There are NO lists of the Canon of Scripture in Scripture itself. There are no lists of either the NT or OT books. This is why the concept of "sola scriptura" is so ridiculous. Before you can discern any teaching from Scripture, you must determine what the content of Scripture itself is. That is an extra-biblical decision. The Bible that you hold in your hand is a castrated form of the Christian Bible. Protestant heresiarchs did not want to accept the teaching in certain books in the OT and so they deleted them. As such you don't have God's word in your hand but the 16th Century equivalent of the Reader's Digest condensed version of the Bible. What it teaches is true, but it is not the whole truth.

If someone says that there are 7 books missing, and Joseph Smith (The Mormons) says he is a prophet and God gave him tablets that have now turned into a separate book in addition to the Bible and who knows else has said that the Bible isn't finished.

This is irrelevant. The books that Protestants have removed from the Bible were known in the time of Christ and were alluded to and quoted from in the NT. Compare Wisdom 13 & 14 to Romans 1 & 2.(See ) Compare the material in the Sermon on the Mount (Matthew) and the Sermon on the Plain (Luke) to Tobit, Sirach, and Wisdom. (See the books "Jesus the Sage" by Ben Witherington and "The Apocrypha and Pseudepigrapha" by R. H. Charles for details.) There is more that you an find in any good commentary on the deuterocanonical material.

Jesus never wanted His Church to be under laws that made being a Christian a burden. Do you agree?
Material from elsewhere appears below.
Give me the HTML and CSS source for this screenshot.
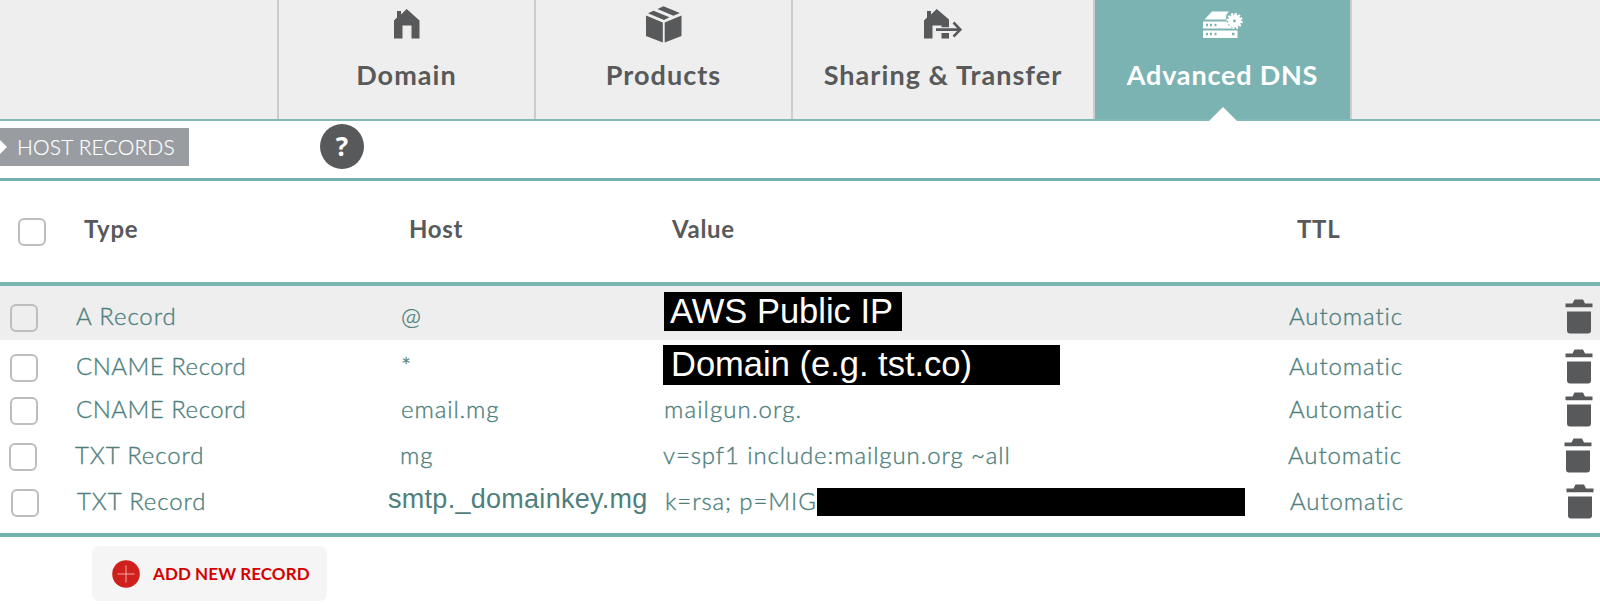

Huh? I thought Jesus said that we had to take up our cross every day and follow him? Didn't he warn us that we would be persecuted because of him? Isn't that a burden? What about his ban on divorce and remarriage? Isn't that a burden too? The Apostles thought so. (Matt 19:10). I am sorry, but this is more unbiblical nonsense. We are called to accept the burdens that Christ gives us despite how difficult it may be.